Measurement of acoustic properties of South Pole ice for neutrino astronomy
Justin Vandenbroucke (for the IceCube Collaboration)

TL;DR
This paper reports on the measurement of acoustic properties of South Pole ice using SPATS, assessing its suitability for neutrino detection through acoustic, optical, and radio methods, with initial results on sound speed, noise, and attenuation.
Contribution
It presents the deployment, performance, and initial findings of SPATS, a novel system for evaluating ice properties relevant to acoustic neutrino detection at the South Pole.
Findings
Initial measurements of sound speed in ice
Background noise levels characterized
Attenuation properties of ice studied
Abstract
South Pole ice is predicted to be the best medium for acoustic neutrino detection. Moreover, ice is the only medium in which all three dense-medium detection methods (optical, radio, and acoustic) can be used to monitor the same interaction volume.

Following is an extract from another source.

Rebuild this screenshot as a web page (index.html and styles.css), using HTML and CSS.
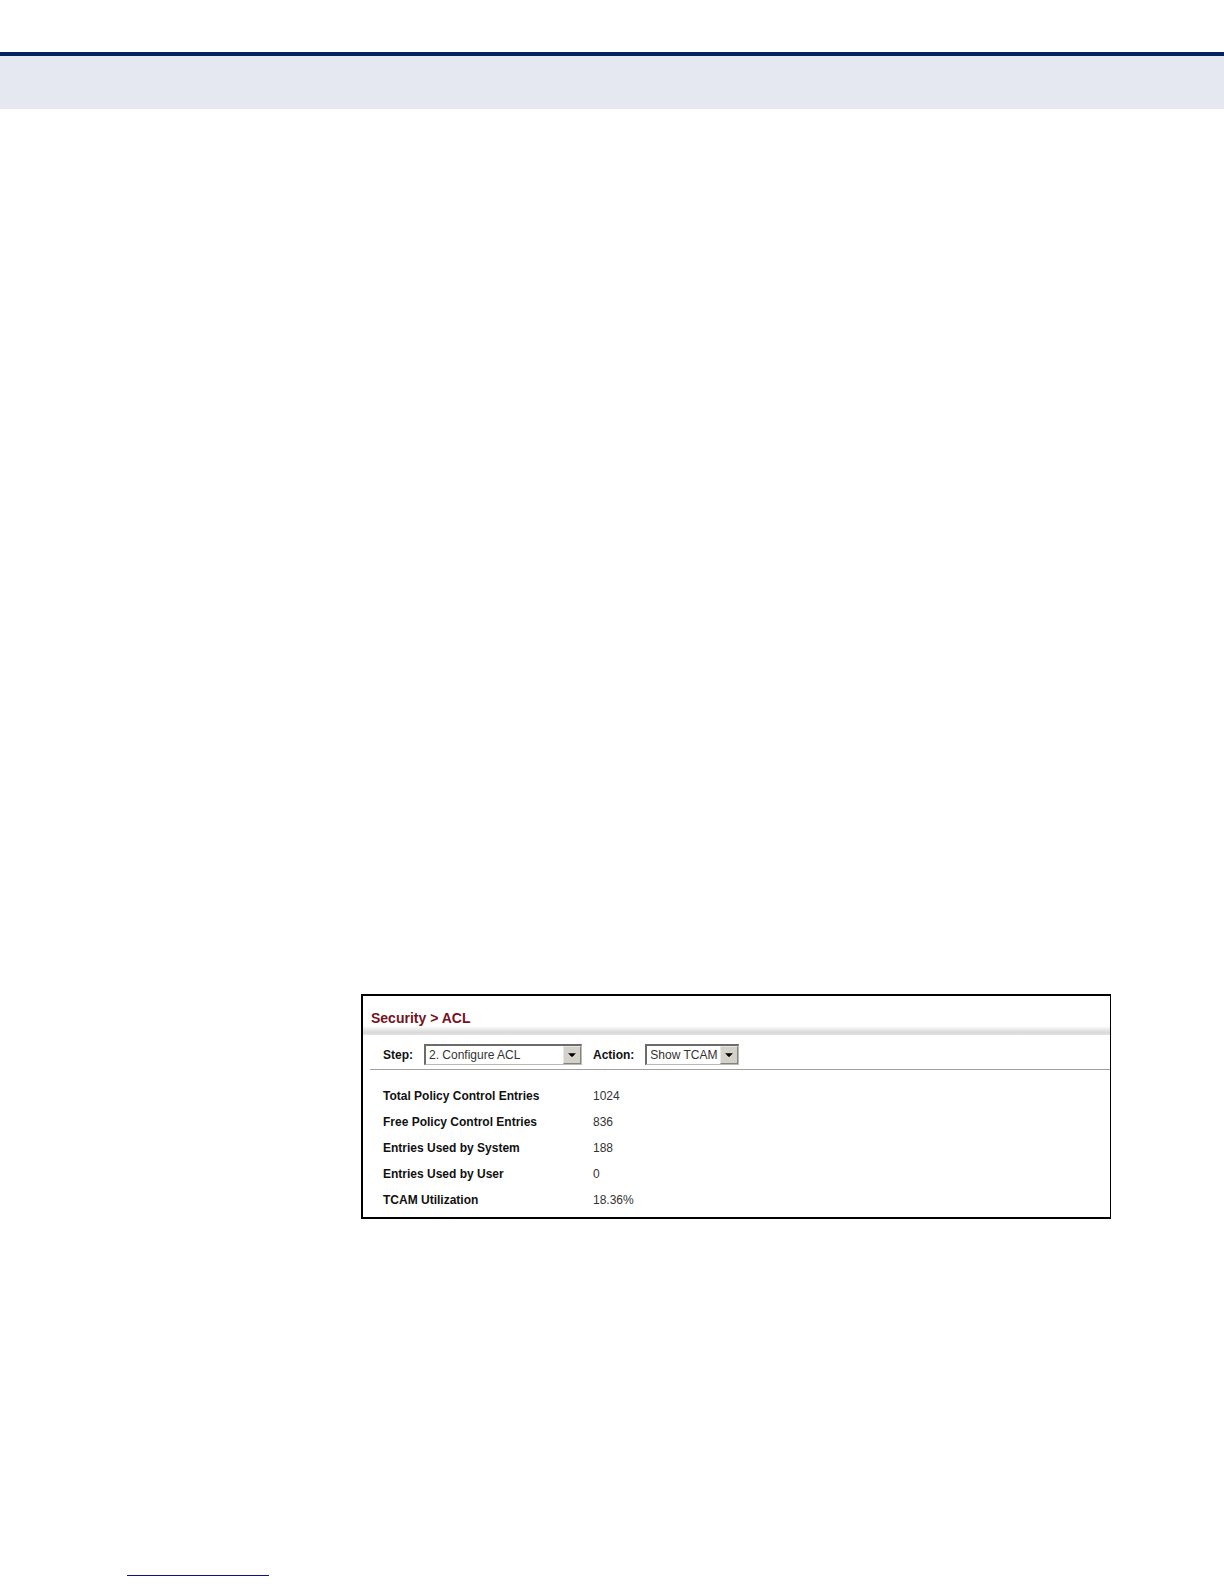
FILE: index.html
```
<!DOCTYPE html>
<html lang="en">
<head>
  <meta charset="UTF-8">
  <meta name="viewport" content="width=device-width, initial-scale=1">
  <title>Security &gt; ACL</title>
  <link rel="stylesheet" href="styles.css">
</head>
<body>
  <header class="page-header"></header>
  <main class="content">
    <section class="panel">
      <h1>Security &gt; ACL</h1>
      <div class="title-bar"></div>
      <form class="toolbar">
        <label for="step">Step:</label>
        <div class="dropdown step">
          <select id="step" name="step">
            <option>2. Configure ACL</option>
          </select>
          <svg class="arrow" viewBox="0 0 18 18" aria-hidden="true"><path d="M5 7h8v1h-1v1h-1v1h-1v1H8v-1H7V9H6V8H5z"/></svg>
        </div>
        <label for="action">Action:</label>
        <div class="dropdown action">
          <select id="action" name="action">
            <option>Show TCAM</option>
          </select>
          <svg class="arrow" viewBox="0 0 18 18" aria-hidden="true"><path d="M5 7h8v1h-1v1h-1v1h-1v1H8v-1H7V9H6V8H5z"/></svg>
        </div>
      </form>
      <table class="entries">
        <tr><th scope="row">Total Policy Control Entries</th><td>1024</td></tr>
        <tr><th scope="row">Free Policy Control Entries</th><td>836</td></tr>
        <tr><th scope="row">Entries Used by System</th><td>188</td></tr>
        <tr><th scope="row">Entries Used by User</th><td>0</td></tr>
        <tr><th scope="row">TCAM Utilization</th><td>18.36%</td></tr>
      </table>
    </section>
  </main>
  <footer class="page-footer">
    <div class="footer-rule"></div>
  </footer>
</body>
</html>
```
FILE: styles.css
```
* { box-sizing: border-box; }

body, h1, form { margin: 0; padding: 0; }

body {
  min-height: 100vh;
  display: flex;
  flex-direction: column;
  background: #ffffff;
  color: #111111;
  font-family: "Liberation Sans", Arial, sans-serif;
  font-size: 12px;
  line-height: 16px;
}

.page-header {
  height: 57px;
  margin-top: 52px;
  border-top: 4px solid #04225f;
  background: #e5e8f0;
}

/* figure sits low on the page, indented from the left */
.content {
  flex: 1;
  padding: 885px 113px 0 361px;
}

.panel {
  border: 2px solid #000000;
  border-right-width: 1px;
}

h1 {
  padding: 14px 8px 0;
  font-size: 14px;
  line-height: 16px;
  color: #74131c;
}

.title-bar {
  height: 9px;
  background: linear-gradient(#ffffff, #d8d8d8 70%, #e4e4e4);
}

.toolbar {
  display: flex;
  align-items: center;
  gap: 11px;
  height: 35px;
  margin-left: 7px;
  padding: 4px 13px 0;
  border-bottom: 1px solid #a0a0a0;
}

.toolbar label {
  padding-top: 2px;
  font-weight: bold;
}

.dropdown {
  position: relative;
  height: 21px;
}

.step { width: 158px; }

.action { width: 94px; }

.dropdown select {
  appearance: none;
  display: block;
  width: 100%;
  height: 100%;
  padding: 0 20px 0 3px;
  border: 2px solid #6c6c6c;
  border-right: 1px solid #bcbab5;
  border-bottom: 1px solid #bcbab5;
  border-radius: 0;
  background: #ffffff;
  color: #333333;
  font: inherit;
}

.arrow {
  position: absolute;
  top: 2px;
  right: 1px;
  width: 18px;
  height: 18px;
  border: 1px solid;
  border-color: #e8e6e1 #85837e #85837e #e8e6e1;
  background: #d4d1ca;
  pointer-events: none;
}

.entries {
  margin: 13px 0 4px 20px;
  border-collapse: collapse;
}

.entries th, .entries td {
  height: 26px;
  padding: 0;
  text-align: left;
}

.entries th {
  width: 210px;
}

.entries td {
  color: #333333;
}

.page-footer {
  padding: 0 127px 8px;
}

.footer-rule {
  width: 142px;
  border-top: 1px solid #10107a;
}
```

Events detected in coincidence between two methods allow significant background rejection confidence, which is necessary to study rare GZK neutrinos. In 2007 and 2008 the South Pole Acoustic Test Setup (SPATS) was installed as a research and development project associated with the IceCube experiment. The purpose of SPATS is to measure the acoustic ice properties at the South Pole in order to determine the feasibility of a future large hybrid array. The deployment and performance of SPATS are described, as are first results and work in progress on the sound speed, background noise, and attenuation.